En la década de 1930, Carrington se trasladó a París, donde se encontró con el movimiento surrealista y se relacionó con importantes artistas y escritores de la época, como Max Ernst, Pablo Picasso y André Breton. Su trabajo rápidamente se destacó por su estilo distintivo, que combinaba elementos míticos y simbólicos con una técnica meticulosa y detallada.
En 1937, Carrington tuvo una relación amorosa con Max Ernst y se mudó con él a Saint-Martin-d'Ardèche, Francia. Sin embargo, su relación se vio interrumpida por el estallido de la Segunda Guerra Mundial, cuando Ernst fue arrestado por ser considerado "enemigo extranjero" y enviado a un campo de internamiento. Carrington, desconsolada, sufrió una crisis emocional y tuvo que ser internada en un hospital psiquiátrico en España.
Después de escapar del hospital, Carrington se refugió en la embajada de México en Lisboa, Portugal, donde conoció al poeta y diplomático Renato Leduc, quien la ayudó a obtener un salvoconducto para viajar a México. En 1942, Carrington llegó a la Ciudad de México y se estableció allí de forma permanente.

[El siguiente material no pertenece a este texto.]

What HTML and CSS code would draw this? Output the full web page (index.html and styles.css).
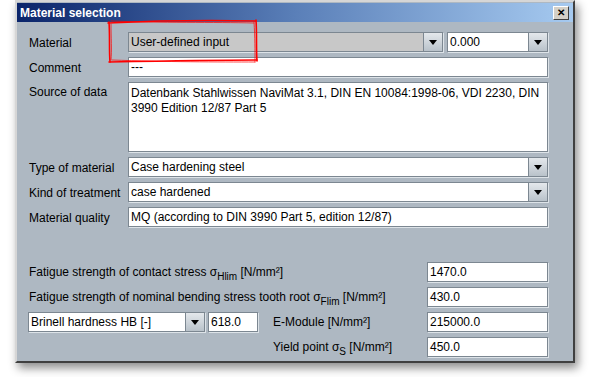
FILE: index.html
```html
<!DOCTYPE html>
<html lang="en">
<head>
  <meta charset="UTF-8" />
  <title>Material selection</title>
  <link rel="stylesheet" href="styles.css">
</head>
<body>
  <div class="window">
    <div class="titlebar">
      <span class="title">Material selection</span>
      <span class="close">&#x2715;</span>
    </div>

    <div class="content">
      <div class="row">
        <span class="lbl">Material</span>
        <div class="combo combo-off material-combo">
          <span class="combo-text">User-defined input</span>
          <span class="combo-btn"><i class="arrow"></i></span>
        </div>
        <div class="combo value-combo">
          <span class="combo-text">0.000</span>
          <span class="combo-btn"><i class="arrow"></i></span>
        </div>
      </div>

      <div class="row">
        <span class="lbl">Comment</span>
        <div class="field grow">---</div>
      </div>

      <div class="row row-tall">
        <span class="lbl">Source of data</span>
        <div class="field area grow">Datenbank Stahlwissen NaviMat 3.1, DIN EN 10084:1998-06, VDI 2230, DIN 3990 Edition 12/87 Part 5</div>
      </div>

      <div class="row">
        <span class="lbl">Type of material</span>
        <div class="combo grow">
          <span class="combo-text">Case hardening steel</span>
          <span class="combo-btn"><i class="arrow"></i></span>
        </div>
      </div>

      <div class="row">
        <span class="lbl">Kind of treatment</span>
        <div class="combo grow">
          <span class="combo-text">case hardened</span>
          <span class="combo-btn"><i class="arrow"></i></span>
        </div>
      </div>

      <div class="row">
        <span class="lbl">Material quality</span>
        <div class="field grow">MQ (according to DIN 3990 Part 5, edition 12/87)</div>
      </div>

      <div class="spacer"></div>

      <div class="row">
        <span class="lbl-long">Fatigue strength of contact stress &sigma;<sub>Hlim</sub> [N/mm&sup2;]</span>
        <div class="field num">1470.0</div>
      </div>

      <div class="row">
        <span class="lbl-long">Fatigue strength of nominal bending stress tooth root &sigma;<sub>Flim</sub> [N/mm&sup2;]</span>
        <div class="field num">430.0</div>
      </div>

      <div class="row">
        <div class="combo hardness-combo">
          <span class="combo-text">Brinell hardness HB [-]</span>
          <span class="combo-btn"><i class="arrow"></i></span>
        </div>
        <div class="field small">618.0</div>
        <span class="lbl-long side">E-Module [N/mm&sup2;]</span>
        <div class="field num">215000.0</div>
      </div>

      <div class="row">
        <span class="lbl-long side indent">Yield point &sigma;<sub>S</sub> [N/mm&sup2;]</span>
        <div class="field num">450.0</div>
      </div>
    </div>
  </div>

  <!-- red hand-drawn marker around the material combo -->
  <svg class="marker" width="590" height="377" viewBox="0 0 590 377">
    <path d="M108 23 C150 21 210 20 256 21" />
    <path d="M111 21 C160 23 215 22 254 23" class="thin" />
    <path d="M256 20 C257 35 256 48 257 61" />
    <path d="M254 22 C255 38 255 50 255 62" class="thin" />
    <path d="M109 62 C160 61 215 60 257 60" />
    <path d="M112 60 C165 62 220 62 255 62" class="thin" />
    <path d="M109 22 C110 36 109 50 110 62" />
    <path d="M111 24 C111 38 112 50 111 60" class="thin" />
  </svg>
</body>
</html>
```

FILE: styles.css
```css
* { margin: 0; padding: 0; box-sizing: border-box; }
body {
  background: #fff;
  font-family: "Liberation Sans", Arial, sans-serif;
  font-size: 12px;
  color: #000;
  width: 590px;
  height: 377px;
  overflow: hidden;
}

.window {
  margin-left: 15px;
  width: 560px;
  height: 363px;
  background: #aeb8c2;
  border: 2px solid;
  border-color: #d6d6d6 #404040 #404040 #d6d6d6;
  box-shadow: 3px 5px 9px rgba(0, 0, 0, 0.45);
}

.titlebar {
  height: 19px;
  margin: 1px 0 0;
  background: linear-gradient(to right, #0a246a 0%, #5a7fb8 50%, #a6caf0 100%);
  display: flex;
  align-items: center;
  justify-content: space-between;
  padding: 0 4px 0 3px;
}
.title {
  color: #fff;
  font-weight: bold;
  font-size: 12px;
}
.close {
  width: 16px;
  height: 14px;
  background: #d4d0c8;
  border: 1px solid;
  border-color: #fff #404040 #404040 #fff;
  font-size: 10px;
  font-weight: bold;
  line-height: 12px;
  text-align: center;
}

.content {
  padding: 10px 25px 0 12px;
  display: flex;
  flex-direction: column;
  gap: 5px;
}
.row {
  display: flex;
  align-items: center;
  height: 20px;
}
.row-tall {
  height: 70px;
  align-items: flex-start;
}
.spacer { height: 25px; }

.lbl {
  width: 99px;
  flex-shrink: 0;
  padding-top: 1px;
}
.row-tall .lbl { padding-top: 3px; }
.lbl-long {
  flex: 1;
  white-space: nowrap;
}
.lbl-long sub {
  font-size: 10px;
  vertical-align: -4px;
  line-height: 0;
}
.side { padding-left: 15px; }
.indent { padding-left: 244px; }

.field,
.combo {
  height: 20px;
  background: #fff;
  border: 1px solid #7c8791;
  box-shadow: 1px 1px 0 #dde3e8;
  white-space: nowrap;
  overflow: hidden;
}
.field {
  padding: 2px 2px 0;
  line-height: 15px;
}
.grow { flex: 1; }
.area {
  height: 70px;
  white-space: normal;
  padding-top: 3px;
}
.num { width: 121px; }
.small { width: 50px; margin-left: 3px; }

.combo {
  display: flex;
}
.combo-text {
  flex: 1;
  padding: 2px 2px 0;
  line-height: 15px;
}
.combo-off { background: #c8c8c8; }
.material-combo { width: 315px; }
.value-combo { width: 101px; margin-left: 4px; }
.hardness-combo { width: 177px; margin-left: -1px; }

.combo-btn {
  width: 19px;
  border-left: 1px solid #7c8791;
  background: linear-gradient(#e4e8ec, #b9c2ca);
  display: flex;
  align-items: center;
  justify-content: center;
}
.arrow {
  width: 0;
  height: 0;
  border-left: 4px solid transparent;
  border-right: 4px solid transparent;
  border-top: 5px solid #000;
  margin-top: 1px;
}

.marker {
  position: absolute;
  top: 0;
  left: 0;
  pointer-events: none;
}
.marker path {
  fill: none;
  stroke: #ff0000;
  stroke-width: 1.6;
  stroke-linecap: round;
}
.marker .thin {
  stroke-width: 1;
  opacity: 0.7;
}
```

En México, Carrington encontró un ambiente acogedor para su trabajo creativo y se unió al grupo de artistas e intelectuales surrealistas que habían huido de Europa debido a la guerra. Continuó produciendo pinturas y esculturas de estilo surrealista, y también incursionó en la escritura, creando cuentos y novelas que reflejaban su fascinación por lo mágico y lo esotérico.

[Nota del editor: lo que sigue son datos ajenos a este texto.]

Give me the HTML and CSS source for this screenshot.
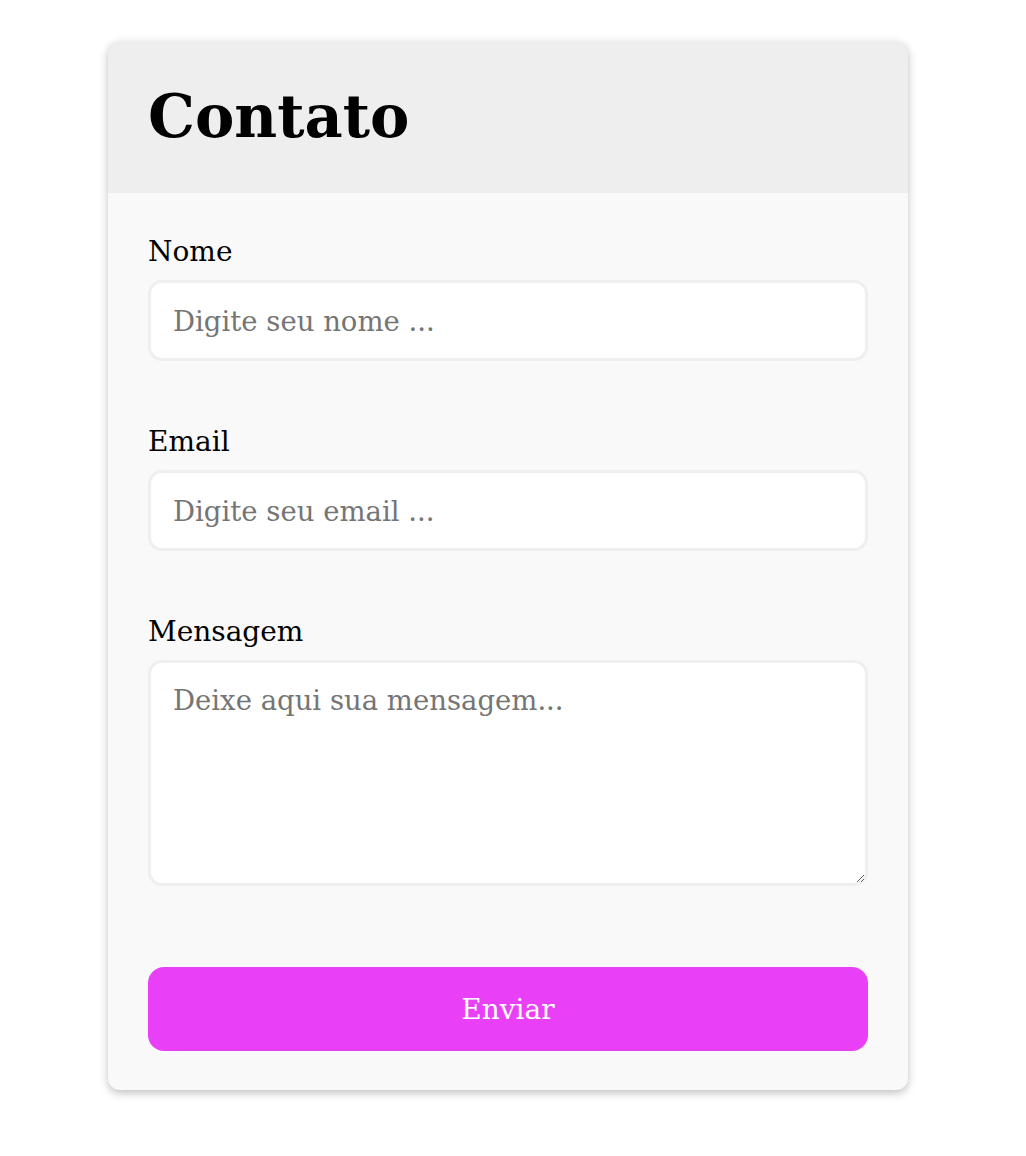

A lo largo de su carrera, Carrington participó en numerosas exposiciones tanto en México como en el extranjero, y su trabajo fue ampliamente reconocido y elogiado. Su obra se encuentra en importantes colecciones de arte en todo el mundo.
Leonora Carrington dejó un legado duradero en el mundo del arte y la literatura surrealista. Su trabajo desafiante y subversivo sigue siendo una fuente de inspiración para artistas y escritores contemporáneos. A lo largo de su vida, Carrington exploró incansablemente las fronteras de la imaginación y la mente humana, dejando una huella imborrable en la historia del arte.